During the bull market, IBM posted earnings that were regular and predictable. But "the more we look at their reporting, the more we are struck with how these earnings have less to do with core operations. As far as we can tell, these results owe as much to the ingenuity of the front office as they do to the strength of sales," Grant says.

Creative financial reporting isn't new to IBM or its shareholders. Grant and others have been shining a light on the company's now patented practice of building better income statements through better engineering for some time.

"Like raising children, deconstructing IBM is a work neverending," Grant muses. But that doesn't make the lack of clear information on how much software, hardware and services the company actually peddles any less troublesome or relevant. In fact, as investors jumped back into Big Blue's shares with both feet last week, it is apparent that not everybody is paying attention.

What's more, Grant observes that with the publication of the company's latest 10-K, IBM may have surpassed even its own audacious standards of finding new ways to account for disappointing revenue growth without disappointing Wall Street.

For example, although net income rose in 2000, operating income declined. "How did the team assembled by hard-driving CEO Louis V. Gerstner Jr. choose to present this anomaly to the vast extended family of IBM stakeholders?" asks Grant in a recent issue of the Interest Rate Observer.

It chose understatement. The company reformatted its income statement by omitting the "operating income" line from the 10-K and the new annual report, writes Grant. Call it the Soprano School of Financial Reporting. If you don't like something -- "poof" -- just erase it.

On the surface, 2000 was a stellar year for IBM. Revenues were flat, but net income jumped by about 5%. Return on equity climbed to 53% in the fourth quarter compared with 41% in 1999, and margins were strong. But after peeling the proverbial onion a bit, IBM's financial performance looks less rosy, Grant says.

The trouble spots include the company's growing contribution of pension-plan gains to operating income, the increasing use of working capital to finance receivables, and the alarmingly high sums spent purely to manage share dilution.

Last year, pension income -- that is, cash transferred from the pension plan to the P&L -- totaled $728 million. That's more than double the amount of pension income booked in 1999, which was $288 million, and huge increases over $89 million in 1998 and $17 million in 1997.

Secondly, what happened to operating income? Where is the body buried? Net income is rising, but cash flow from operations is falling. In a company such as IBM, which has demonstrated a stable top line, the two are expected to track at the same trajectory, notes Robert Tracy, a financial analyst at GrantsInvestor.com.

How did IBM "find the blood of net income in the stone of declining operating income?" The company reduced its tax rate to 29.8% from 34.4%, lowered the allowance for doubtful accounts as a percentage of total receivables, and harvested gains by changing important assumptions on pension returns, Tracy points out. With those three strokes, the company added $858 million, or 47 cents a share, to 2000 net income. Voilà!

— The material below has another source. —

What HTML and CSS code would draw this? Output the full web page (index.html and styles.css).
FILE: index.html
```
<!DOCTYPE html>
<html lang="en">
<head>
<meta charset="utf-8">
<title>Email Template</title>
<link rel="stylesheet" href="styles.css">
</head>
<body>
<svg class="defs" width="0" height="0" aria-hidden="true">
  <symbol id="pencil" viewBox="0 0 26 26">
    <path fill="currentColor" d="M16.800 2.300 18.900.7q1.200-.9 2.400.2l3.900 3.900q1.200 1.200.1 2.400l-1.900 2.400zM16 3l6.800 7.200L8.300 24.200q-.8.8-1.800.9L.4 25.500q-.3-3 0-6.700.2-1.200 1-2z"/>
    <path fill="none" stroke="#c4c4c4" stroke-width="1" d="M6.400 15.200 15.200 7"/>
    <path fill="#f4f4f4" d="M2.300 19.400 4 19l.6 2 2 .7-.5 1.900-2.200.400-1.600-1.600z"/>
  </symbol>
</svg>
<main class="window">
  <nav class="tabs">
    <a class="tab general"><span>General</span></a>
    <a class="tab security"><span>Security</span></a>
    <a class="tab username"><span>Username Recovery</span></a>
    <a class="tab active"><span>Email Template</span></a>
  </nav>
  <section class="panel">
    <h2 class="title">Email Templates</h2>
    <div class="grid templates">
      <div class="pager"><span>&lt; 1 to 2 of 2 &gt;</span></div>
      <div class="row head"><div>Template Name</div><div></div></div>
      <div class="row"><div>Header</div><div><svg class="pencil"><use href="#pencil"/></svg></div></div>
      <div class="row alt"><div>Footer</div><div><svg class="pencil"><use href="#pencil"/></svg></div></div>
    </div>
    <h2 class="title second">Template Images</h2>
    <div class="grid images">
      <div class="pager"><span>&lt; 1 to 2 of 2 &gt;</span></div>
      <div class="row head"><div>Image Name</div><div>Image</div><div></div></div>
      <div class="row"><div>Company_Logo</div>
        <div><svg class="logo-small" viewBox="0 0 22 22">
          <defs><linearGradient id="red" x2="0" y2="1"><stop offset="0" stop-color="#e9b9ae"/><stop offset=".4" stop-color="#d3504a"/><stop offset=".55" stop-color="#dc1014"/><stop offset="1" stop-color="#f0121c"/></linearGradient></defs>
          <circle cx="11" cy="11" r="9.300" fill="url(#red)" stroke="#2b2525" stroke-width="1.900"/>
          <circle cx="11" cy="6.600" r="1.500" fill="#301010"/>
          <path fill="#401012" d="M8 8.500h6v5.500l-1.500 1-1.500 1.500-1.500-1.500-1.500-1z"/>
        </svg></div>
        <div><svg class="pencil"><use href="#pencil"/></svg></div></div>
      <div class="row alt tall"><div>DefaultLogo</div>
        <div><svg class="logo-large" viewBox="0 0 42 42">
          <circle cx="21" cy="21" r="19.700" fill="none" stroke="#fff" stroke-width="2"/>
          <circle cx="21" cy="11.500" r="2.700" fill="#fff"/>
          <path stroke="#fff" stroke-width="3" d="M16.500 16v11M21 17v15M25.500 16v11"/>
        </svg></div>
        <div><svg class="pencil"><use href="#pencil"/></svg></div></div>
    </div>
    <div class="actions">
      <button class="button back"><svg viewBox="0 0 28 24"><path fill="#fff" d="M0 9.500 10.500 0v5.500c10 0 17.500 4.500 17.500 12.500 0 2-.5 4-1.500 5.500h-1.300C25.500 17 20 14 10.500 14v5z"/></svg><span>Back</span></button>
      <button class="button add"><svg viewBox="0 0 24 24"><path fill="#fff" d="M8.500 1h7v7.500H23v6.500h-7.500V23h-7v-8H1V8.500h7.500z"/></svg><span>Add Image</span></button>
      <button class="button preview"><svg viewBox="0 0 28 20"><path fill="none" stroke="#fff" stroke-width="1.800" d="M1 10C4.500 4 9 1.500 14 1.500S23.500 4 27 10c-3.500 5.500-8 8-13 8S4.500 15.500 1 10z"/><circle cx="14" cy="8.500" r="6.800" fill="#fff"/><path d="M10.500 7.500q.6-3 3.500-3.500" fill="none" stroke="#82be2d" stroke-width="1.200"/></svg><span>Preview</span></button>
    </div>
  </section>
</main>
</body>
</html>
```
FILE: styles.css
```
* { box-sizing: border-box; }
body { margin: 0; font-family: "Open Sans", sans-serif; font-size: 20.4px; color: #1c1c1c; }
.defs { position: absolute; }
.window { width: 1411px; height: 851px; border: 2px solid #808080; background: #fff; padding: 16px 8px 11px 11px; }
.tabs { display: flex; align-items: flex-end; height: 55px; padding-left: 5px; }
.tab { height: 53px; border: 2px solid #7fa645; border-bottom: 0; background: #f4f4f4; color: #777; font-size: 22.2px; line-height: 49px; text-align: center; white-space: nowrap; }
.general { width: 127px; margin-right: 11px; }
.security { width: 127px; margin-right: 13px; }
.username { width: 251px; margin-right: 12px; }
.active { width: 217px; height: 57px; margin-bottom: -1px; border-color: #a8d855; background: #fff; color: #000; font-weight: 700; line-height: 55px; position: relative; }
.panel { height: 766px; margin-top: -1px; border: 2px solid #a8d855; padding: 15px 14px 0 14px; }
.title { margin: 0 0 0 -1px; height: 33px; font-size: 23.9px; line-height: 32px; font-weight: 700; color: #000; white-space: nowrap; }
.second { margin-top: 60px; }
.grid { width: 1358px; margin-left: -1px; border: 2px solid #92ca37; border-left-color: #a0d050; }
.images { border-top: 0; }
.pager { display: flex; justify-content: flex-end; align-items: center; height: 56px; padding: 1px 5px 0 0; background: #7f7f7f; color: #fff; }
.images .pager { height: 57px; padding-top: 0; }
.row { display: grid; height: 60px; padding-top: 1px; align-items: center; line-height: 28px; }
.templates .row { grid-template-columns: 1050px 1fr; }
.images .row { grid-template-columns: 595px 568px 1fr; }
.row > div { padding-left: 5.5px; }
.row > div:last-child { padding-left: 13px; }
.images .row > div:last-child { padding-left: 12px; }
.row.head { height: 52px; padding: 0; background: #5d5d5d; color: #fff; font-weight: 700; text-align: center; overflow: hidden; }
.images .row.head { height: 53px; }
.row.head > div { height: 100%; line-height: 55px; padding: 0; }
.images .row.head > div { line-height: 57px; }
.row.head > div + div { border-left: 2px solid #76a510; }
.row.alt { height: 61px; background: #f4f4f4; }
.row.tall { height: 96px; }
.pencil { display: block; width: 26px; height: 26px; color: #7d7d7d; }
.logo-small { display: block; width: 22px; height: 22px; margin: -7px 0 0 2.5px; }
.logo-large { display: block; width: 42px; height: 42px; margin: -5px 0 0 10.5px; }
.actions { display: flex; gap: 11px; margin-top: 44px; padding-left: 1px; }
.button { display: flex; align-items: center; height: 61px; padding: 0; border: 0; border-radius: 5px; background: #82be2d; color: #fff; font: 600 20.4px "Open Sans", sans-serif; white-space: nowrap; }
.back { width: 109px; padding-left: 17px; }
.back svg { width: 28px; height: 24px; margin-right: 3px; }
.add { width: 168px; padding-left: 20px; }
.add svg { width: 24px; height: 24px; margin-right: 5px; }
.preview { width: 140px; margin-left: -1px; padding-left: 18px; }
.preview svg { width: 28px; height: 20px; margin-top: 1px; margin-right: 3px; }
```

Lastly, there is the nettlesome practice of buying back tens of millions of shares a year. While shareholders generally perceive buybacks as a good thing, Tracy argues that the practice is an expensive way to manage dilution of shares from options grants.

"The practice is sold to shareholders as a means to improve shareholder value, but it is actually a real cost," Tracy says.

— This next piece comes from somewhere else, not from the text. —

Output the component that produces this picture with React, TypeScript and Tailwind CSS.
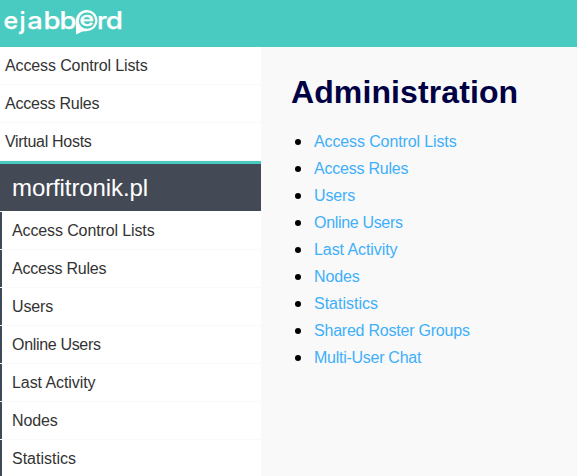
type Item = { label: string; tracking: string };

const acl: Item = { label: "Access Control Lists", tracking: "tracking-[-0.12px]" };
const rules: Item = { label: "Access Rules", tracking: "tracking-[-0.22px]" };
const hosts: Item = { label: "Virtual Hosts", tracking: "tracking-[-0.3px]" };
const users: Item = { label: "Users", tracking: "tracking-[-0.15px]" };
const online: Item = { label: "Online Users", tracking: "tracking-[-0.32px]" };
const activity: Item = { label: "Last Activity", tracking: "tracking-[-0.08px]" };
const nodes: Item = { label: "Nodes", tracking: "tracking-[-0.1px]" };
const statistics: Item = { label: "Statistics", tracking: "tracking-normal" };
const roster: Item = { label: "Shared Roster Groups", tracking: "tracking-[-0.22px]" };
const chat: Item = { label: "Multi-User Chat", tracking: "tracking-[-0.27px]" };

const globalItems = [acl, rules, hosts];
const hostItems = [acl, rules, users, online, activity, nodes, statistics];
const links = [...hostItems, roster, chat];

const letters = [
  { char: "e", x: 3.4, width: 14.6 },
  { char: "a", x: 27.2, width: 15.5 },
  { char: "b", x: 43.4, width: 17 },
  { char: "b", x: 59.6, width: 17 },
  { char: "r", x: 97, width: 10 },
  { char: "d", x: 105.8, width: 17.2 },
];

function Logo() {
  return (
    <svg width="130" height="47" viewBox="0 0 130 47" role="img" aria-label="ejabberd">
      <g
        fill="#fff"
        stroke="#fff"
        strokeWidth="0.25"
        fontFamily="Inter, sans-serif"
        fontSize="24"
        fontWeight="500"
      >
        {letters.map((l) => (
          <text key={l.x} x={l.x} y="28.8" textLength={l.width} lengthAdjust="spacingAndGlyphs">
            {l.char}
          </text>
        ))}
        <text x="19.5" y="28.8">j</text>
      </g>
      <path d="M76 20.600a10.700 10.600 0 1 1 10.700 10.600c-3 0-5 .2-6.500 1.200L76 34.500z" fill="#fff" />
      <circle cx="87" cy="20.600" r="8.200" fill="#4acbc1" />
      <text
        x="79.600"
        y="26.400"
        fill="#fff"
        stroke="#fff"
        strokeWidth="0.3"
        fontFamily="Inter, sans-serif"
        fontSize="20"
        fontWeight="500"
        textLength="14.400"
        lengthAdjust="spacingAndGlyphs"
      >
        e
      </text>
    </svg>
  );
}

export default function App() {
  return (
    <div className="h-[476px] w-full overflow-hidden bg-[#f9f9f9] font-['Liberation_Sans',Arial,sans-serif] text-base">
      <header className="h-[47px] bg-[#4acbc1]">
        <Logo />
      </header>
      <div className="flex">
        <nav className="w-[261px] shrink-0 bg-white text-[#333]">
          <ul>
            {globalItems.map((item) => (
              <li key={item.label} className="h-[38px] border-b border-[#f9f9f9] pl-[5px] leading-[37px]">
                <span className={item.tracking}>{item.label}</span>
              </li>
            ))}
          </ul>
          <div className="h-[50px] border-t-[3px] border-[#4acbc1] bg-[#444a55] pl-3 text-2xl leading-[47px] tracking-[-0.1px] text-white">
            morfitronik.pl
          </div>
          <ul className="pt-px">
            {hostItems.map((item) => (
              <li key={item.label} className="h-[38px] border-b border-[#f9f9f9]">
                <div className="h-[37px] border-l-2 border-[#3f4a59] pl-2.5 leading-[37px]">
                  <span className={item.tracking}>{item.label}</span>
                </div>
              </li>
            ))}
          </ul>
        </nav>
        <main className="pl-[30px] pt-[27px]">
          <h1 className="text-[32px] font-bold leading-[37px] tracking-[0.1px] text-[#000044]">Administration</h1>
          <ul className="pt-[17px]">
            {links.map((item) => (
              <li key={item.label} className="flex h-[27px] items-center pl-1 leading-[27px]">
                <span className="mr-[13px] mt-px size-1.5 rounded-full bg-black" />
                <a className={`text-[#3eaffa] ${item.tracking}`}>{item.label}</a>
              </li>
            ))}
          </ul>
        </main>
      </div>
    </div>
  );
}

Like most tech firms, IBM loads its executive-compensation packages with stock options. When these options are exercised, the total number of shares increases at a rapid rate. The buybacks are a way to keep the total share count from mushrooming.

But this doesn't come free. The cost of holding the share count somewhat flat was about $1.96 billion in 2000, down from $2.23 billion in 1999 but hefty nonetheless. In other words, IBM spent what is roughly equivalent to 25% of its average net income on managing its share count.

Says Tracy: "What if the company added $2 billion to its SGA costs, what would that do to profitability?"